(Task)
Work out how many lines have "styles" in them. Give only that number.

(Given data)

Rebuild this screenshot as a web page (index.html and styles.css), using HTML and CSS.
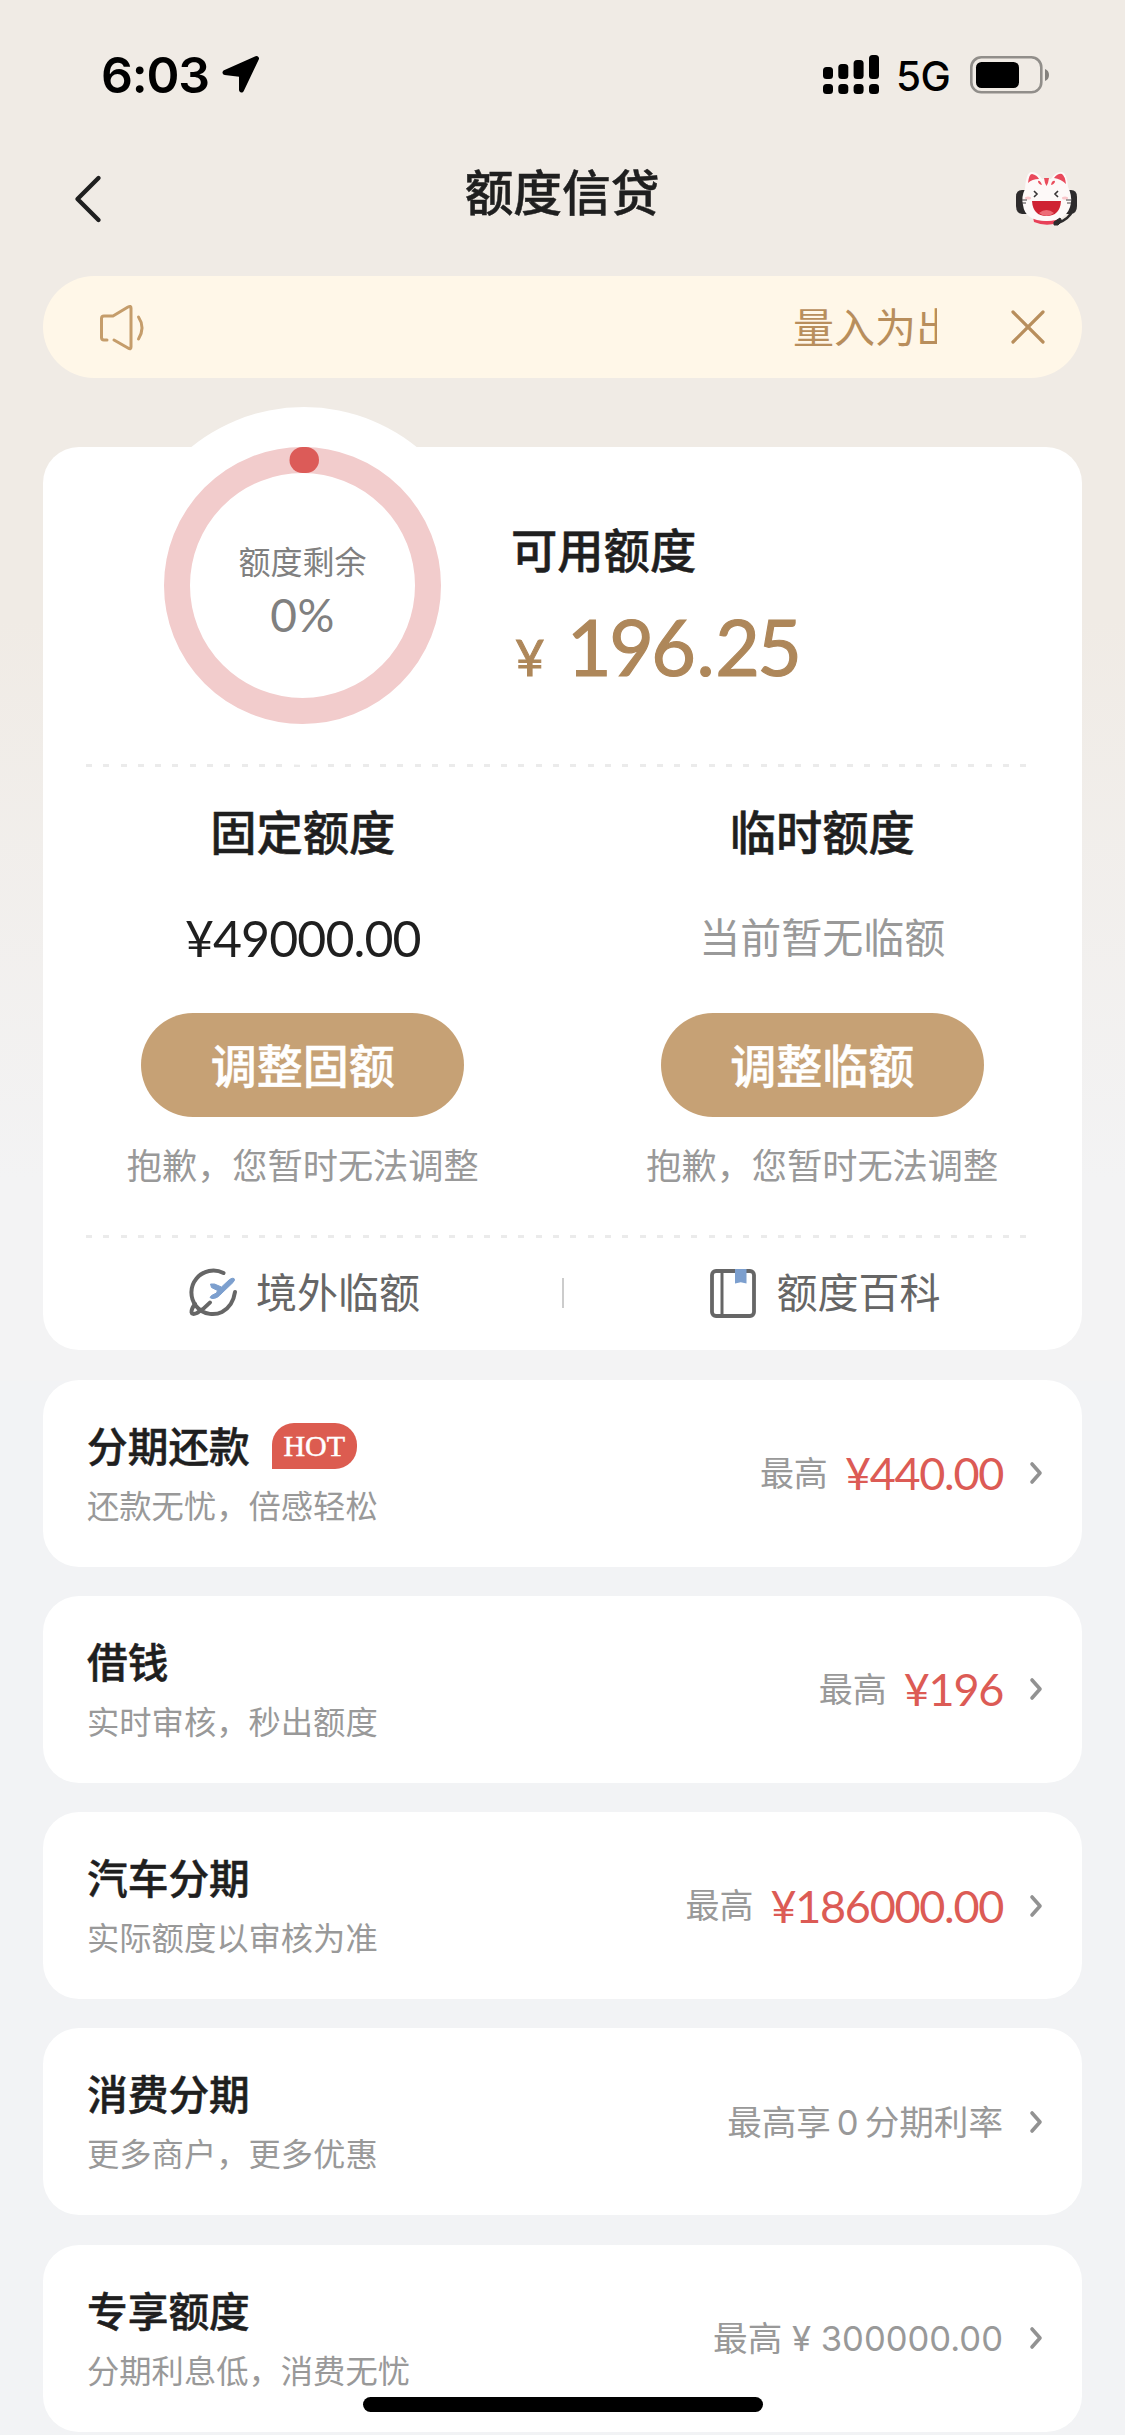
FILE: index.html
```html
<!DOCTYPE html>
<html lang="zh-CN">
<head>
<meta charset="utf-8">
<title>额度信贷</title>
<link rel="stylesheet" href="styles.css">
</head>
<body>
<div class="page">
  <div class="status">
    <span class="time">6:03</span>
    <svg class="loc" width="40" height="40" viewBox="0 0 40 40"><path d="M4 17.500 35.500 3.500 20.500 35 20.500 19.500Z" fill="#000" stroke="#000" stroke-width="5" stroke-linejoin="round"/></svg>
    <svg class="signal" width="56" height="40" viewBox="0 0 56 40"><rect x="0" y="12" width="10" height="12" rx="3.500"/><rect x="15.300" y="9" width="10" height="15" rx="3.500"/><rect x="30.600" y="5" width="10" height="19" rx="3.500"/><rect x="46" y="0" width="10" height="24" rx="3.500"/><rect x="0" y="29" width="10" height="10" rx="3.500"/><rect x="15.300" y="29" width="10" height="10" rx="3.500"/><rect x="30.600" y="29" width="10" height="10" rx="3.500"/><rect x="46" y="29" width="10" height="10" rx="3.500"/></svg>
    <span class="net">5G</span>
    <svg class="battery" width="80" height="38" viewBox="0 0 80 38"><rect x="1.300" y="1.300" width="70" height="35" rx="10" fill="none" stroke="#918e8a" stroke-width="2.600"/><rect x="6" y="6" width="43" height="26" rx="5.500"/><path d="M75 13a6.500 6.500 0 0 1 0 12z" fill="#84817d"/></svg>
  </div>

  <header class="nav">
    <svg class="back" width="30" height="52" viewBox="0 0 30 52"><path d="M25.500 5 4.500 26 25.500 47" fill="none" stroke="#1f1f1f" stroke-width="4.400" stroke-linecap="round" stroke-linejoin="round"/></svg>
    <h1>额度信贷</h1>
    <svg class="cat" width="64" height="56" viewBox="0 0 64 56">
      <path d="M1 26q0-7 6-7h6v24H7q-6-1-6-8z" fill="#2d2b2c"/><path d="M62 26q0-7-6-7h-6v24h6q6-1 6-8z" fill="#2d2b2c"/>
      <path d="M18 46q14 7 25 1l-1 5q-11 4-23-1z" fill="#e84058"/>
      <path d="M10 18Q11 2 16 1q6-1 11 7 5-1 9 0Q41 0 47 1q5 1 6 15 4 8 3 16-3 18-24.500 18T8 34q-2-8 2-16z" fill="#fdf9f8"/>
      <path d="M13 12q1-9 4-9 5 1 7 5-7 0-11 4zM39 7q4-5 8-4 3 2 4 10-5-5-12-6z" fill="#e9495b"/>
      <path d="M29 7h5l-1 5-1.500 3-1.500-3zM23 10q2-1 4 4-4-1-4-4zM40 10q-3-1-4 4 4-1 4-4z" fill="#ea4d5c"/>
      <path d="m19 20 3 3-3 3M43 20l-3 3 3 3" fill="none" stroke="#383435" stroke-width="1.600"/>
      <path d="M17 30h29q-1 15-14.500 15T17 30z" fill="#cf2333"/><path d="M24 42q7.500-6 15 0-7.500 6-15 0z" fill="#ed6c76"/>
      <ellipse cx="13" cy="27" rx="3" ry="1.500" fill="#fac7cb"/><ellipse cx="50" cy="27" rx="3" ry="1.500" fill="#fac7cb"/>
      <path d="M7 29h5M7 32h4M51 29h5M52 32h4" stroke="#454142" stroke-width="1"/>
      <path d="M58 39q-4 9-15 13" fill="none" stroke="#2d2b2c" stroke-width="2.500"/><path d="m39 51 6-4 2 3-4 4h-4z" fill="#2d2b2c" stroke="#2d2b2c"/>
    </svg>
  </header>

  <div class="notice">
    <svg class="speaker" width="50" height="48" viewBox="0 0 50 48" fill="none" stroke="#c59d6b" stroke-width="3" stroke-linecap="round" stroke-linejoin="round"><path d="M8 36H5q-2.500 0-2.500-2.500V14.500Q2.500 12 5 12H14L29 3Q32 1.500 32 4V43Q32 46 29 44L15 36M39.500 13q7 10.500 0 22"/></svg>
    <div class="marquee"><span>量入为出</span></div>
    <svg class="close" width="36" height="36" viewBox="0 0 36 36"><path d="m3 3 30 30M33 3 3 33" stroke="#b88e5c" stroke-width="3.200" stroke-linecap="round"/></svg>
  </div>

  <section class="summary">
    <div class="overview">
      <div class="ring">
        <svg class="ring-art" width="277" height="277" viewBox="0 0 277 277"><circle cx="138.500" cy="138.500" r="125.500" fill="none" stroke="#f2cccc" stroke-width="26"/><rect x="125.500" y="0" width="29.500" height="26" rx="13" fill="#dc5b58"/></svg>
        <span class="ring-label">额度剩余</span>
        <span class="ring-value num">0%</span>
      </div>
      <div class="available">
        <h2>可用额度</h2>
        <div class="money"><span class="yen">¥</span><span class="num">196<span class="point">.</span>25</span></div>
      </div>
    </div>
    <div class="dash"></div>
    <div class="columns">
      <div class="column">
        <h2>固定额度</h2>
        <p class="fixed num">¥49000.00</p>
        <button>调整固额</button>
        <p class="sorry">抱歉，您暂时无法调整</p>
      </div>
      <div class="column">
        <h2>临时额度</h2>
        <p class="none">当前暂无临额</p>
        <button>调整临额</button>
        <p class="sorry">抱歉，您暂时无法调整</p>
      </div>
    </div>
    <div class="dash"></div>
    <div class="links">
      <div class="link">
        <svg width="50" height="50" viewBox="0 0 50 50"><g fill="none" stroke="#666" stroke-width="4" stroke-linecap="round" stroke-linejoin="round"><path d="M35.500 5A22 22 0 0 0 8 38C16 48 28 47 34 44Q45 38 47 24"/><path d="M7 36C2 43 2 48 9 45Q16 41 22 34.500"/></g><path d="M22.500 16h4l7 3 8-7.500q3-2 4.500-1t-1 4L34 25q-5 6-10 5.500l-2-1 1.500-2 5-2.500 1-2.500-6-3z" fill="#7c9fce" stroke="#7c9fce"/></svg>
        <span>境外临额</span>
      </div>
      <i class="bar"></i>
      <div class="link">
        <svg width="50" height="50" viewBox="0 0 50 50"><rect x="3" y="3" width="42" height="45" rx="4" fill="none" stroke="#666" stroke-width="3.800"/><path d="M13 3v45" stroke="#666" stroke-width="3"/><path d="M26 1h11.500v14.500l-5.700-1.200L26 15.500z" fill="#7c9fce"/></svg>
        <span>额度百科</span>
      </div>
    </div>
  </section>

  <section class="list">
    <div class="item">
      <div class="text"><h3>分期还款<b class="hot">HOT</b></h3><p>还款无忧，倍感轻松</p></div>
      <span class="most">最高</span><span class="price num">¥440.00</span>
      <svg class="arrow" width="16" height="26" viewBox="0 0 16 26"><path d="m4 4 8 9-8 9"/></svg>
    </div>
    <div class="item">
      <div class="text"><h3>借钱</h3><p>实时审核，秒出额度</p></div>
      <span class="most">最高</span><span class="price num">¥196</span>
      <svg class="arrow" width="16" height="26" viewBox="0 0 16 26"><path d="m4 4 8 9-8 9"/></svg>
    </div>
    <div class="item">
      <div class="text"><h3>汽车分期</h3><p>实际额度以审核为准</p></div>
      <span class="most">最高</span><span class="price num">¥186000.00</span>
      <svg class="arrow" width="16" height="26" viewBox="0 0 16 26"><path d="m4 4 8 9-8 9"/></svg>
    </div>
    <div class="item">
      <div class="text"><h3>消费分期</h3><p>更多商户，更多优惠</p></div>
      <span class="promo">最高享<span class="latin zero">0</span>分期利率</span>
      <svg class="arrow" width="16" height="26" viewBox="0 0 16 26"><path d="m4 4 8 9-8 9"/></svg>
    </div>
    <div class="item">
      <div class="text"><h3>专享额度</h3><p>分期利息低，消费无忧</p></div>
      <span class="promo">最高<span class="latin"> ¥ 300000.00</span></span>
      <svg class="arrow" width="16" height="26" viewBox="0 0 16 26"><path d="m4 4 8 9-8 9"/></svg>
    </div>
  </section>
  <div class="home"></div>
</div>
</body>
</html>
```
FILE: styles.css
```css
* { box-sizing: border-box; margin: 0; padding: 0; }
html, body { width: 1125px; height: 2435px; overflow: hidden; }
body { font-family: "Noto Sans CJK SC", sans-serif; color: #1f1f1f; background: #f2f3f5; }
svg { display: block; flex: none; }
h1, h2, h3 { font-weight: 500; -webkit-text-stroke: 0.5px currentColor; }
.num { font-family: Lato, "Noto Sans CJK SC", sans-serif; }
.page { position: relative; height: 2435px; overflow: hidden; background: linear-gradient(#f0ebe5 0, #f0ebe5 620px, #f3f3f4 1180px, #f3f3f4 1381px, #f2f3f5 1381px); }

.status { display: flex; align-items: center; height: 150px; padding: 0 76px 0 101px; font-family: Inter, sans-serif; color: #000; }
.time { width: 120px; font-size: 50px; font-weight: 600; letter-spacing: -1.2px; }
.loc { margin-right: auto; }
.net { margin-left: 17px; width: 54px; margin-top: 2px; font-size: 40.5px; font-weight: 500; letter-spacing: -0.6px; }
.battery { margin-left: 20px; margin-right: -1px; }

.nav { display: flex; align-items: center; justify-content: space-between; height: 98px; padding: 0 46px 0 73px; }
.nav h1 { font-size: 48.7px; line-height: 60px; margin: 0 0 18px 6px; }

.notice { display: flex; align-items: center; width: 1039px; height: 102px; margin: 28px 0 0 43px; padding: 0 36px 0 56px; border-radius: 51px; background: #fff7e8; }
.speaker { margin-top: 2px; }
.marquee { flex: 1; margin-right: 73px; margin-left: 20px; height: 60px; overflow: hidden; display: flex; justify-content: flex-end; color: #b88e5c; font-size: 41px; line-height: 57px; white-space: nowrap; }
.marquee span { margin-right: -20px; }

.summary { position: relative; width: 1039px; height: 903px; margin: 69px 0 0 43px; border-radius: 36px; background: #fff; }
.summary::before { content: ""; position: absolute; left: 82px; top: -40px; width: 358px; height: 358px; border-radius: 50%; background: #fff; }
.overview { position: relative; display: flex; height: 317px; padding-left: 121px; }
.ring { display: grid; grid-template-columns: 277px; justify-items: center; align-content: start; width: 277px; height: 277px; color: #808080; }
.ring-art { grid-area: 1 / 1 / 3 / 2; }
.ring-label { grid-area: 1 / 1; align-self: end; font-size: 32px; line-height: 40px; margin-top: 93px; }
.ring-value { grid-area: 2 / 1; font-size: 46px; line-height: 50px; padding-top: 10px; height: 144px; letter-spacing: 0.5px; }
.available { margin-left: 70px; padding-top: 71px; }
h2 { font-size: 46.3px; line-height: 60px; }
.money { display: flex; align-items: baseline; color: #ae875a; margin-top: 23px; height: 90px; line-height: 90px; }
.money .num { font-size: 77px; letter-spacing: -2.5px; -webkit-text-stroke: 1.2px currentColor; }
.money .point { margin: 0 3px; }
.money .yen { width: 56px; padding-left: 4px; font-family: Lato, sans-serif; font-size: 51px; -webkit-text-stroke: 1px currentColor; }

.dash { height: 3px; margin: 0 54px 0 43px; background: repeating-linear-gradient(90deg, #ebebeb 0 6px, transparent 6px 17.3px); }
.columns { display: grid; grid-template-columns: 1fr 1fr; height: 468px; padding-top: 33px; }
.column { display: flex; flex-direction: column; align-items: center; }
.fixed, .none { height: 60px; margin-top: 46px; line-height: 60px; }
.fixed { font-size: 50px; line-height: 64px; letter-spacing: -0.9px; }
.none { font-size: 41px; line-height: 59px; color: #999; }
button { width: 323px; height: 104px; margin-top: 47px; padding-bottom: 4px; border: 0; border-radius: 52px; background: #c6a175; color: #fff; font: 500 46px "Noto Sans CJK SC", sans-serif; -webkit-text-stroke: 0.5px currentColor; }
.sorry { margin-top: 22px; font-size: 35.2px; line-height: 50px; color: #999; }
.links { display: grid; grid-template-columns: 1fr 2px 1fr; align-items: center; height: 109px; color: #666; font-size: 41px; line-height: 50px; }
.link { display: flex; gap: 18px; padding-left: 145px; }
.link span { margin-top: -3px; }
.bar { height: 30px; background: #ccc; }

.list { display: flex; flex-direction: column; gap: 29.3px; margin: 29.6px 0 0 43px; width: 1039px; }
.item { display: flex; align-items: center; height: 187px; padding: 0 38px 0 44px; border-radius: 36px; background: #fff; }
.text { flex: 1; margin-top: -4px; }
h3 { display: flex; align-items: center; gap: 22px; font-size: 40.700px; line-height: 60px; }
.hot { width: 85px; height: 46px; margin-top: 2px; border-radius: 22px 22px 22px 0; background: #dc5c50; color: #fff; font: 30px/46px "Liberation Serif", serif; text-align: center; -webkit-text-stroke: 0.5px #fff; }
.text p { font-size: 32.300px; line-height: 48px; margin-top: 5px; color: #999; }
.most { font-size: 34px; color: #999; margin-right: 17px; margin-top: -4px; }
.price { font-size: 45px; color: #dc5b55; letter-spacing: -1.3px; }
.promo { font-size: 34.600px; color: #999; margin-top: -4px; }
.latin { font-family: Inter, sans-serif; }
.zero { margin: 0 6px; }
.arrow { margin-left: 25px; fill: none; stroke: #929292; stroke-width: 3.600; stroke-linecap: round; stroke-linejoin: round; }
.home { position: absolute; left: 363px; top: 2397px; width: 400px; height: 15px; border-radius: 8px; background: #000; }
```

(Answer in full)
3